The South Asia ayatollahs in the realm of the think-tanks, academia and journalism, on the other hand, have a different orientation altogether. Perhaps the same could be said for sections of the middle and upper echelons of the anti-proliferation American bureaucracy, especially in State and the country's national security establishment, which are always capable of creating an echo in the country's legislative branch.
This broad bloc appears upset with the emerging Indo-US entente because it has long grown used to the conceptual basis of hyphenating India and Pakistan and finds it hard to accept far-reaching changes that break free of this mould of thought.

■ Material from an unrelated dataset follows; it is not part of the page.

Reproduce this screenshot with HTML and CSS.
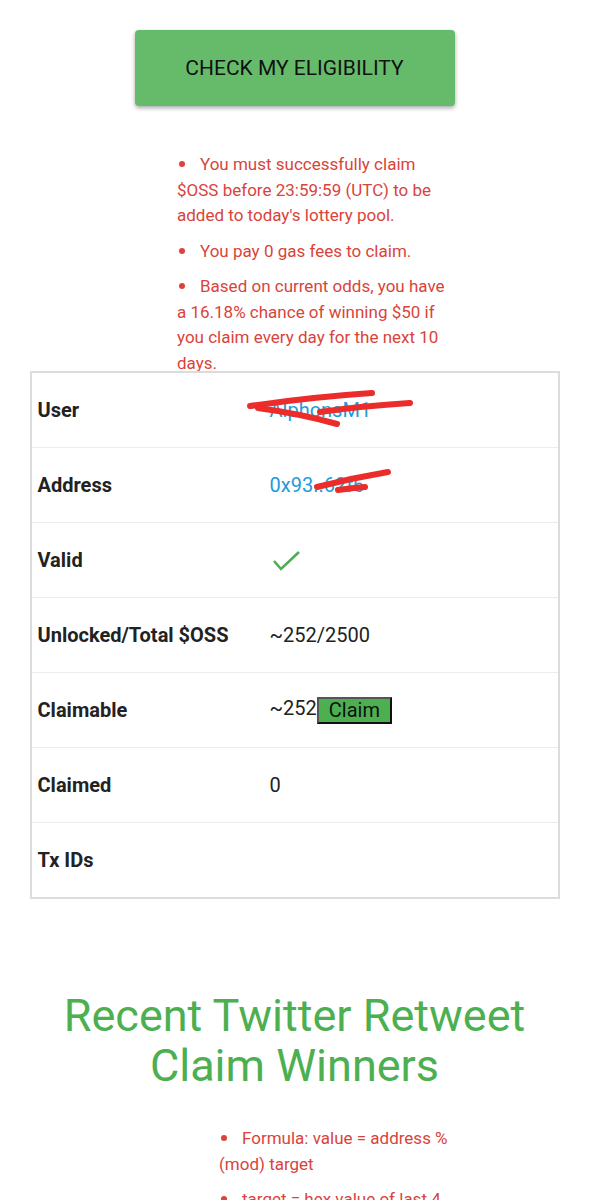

Michael Krepon, the noted 'think-tanker' and one-time government disarmament advisor, can be cited as an example of this shade of intellectual opinion. Many of these leading lights happen to be Democrats, an additional reason for them to be at odds with a Republican initiative as symbolised by the Indo-US Joint Statement. Interestingly, in a recent interview to rediff.com, Krepon even suggested that the Bush administration might have done better to support India for the UN Security Council than it has in broaching civilian nuclear commerce with New Delhi!
Discussion in the context of uncharted seas is natural in democracies. India can at best hope to make a reasoned contribution here. Given that the bumps that could hit President Bush's recent India initiative are located primarily in the US, it is the US administration that might be called upon to do the shovelling.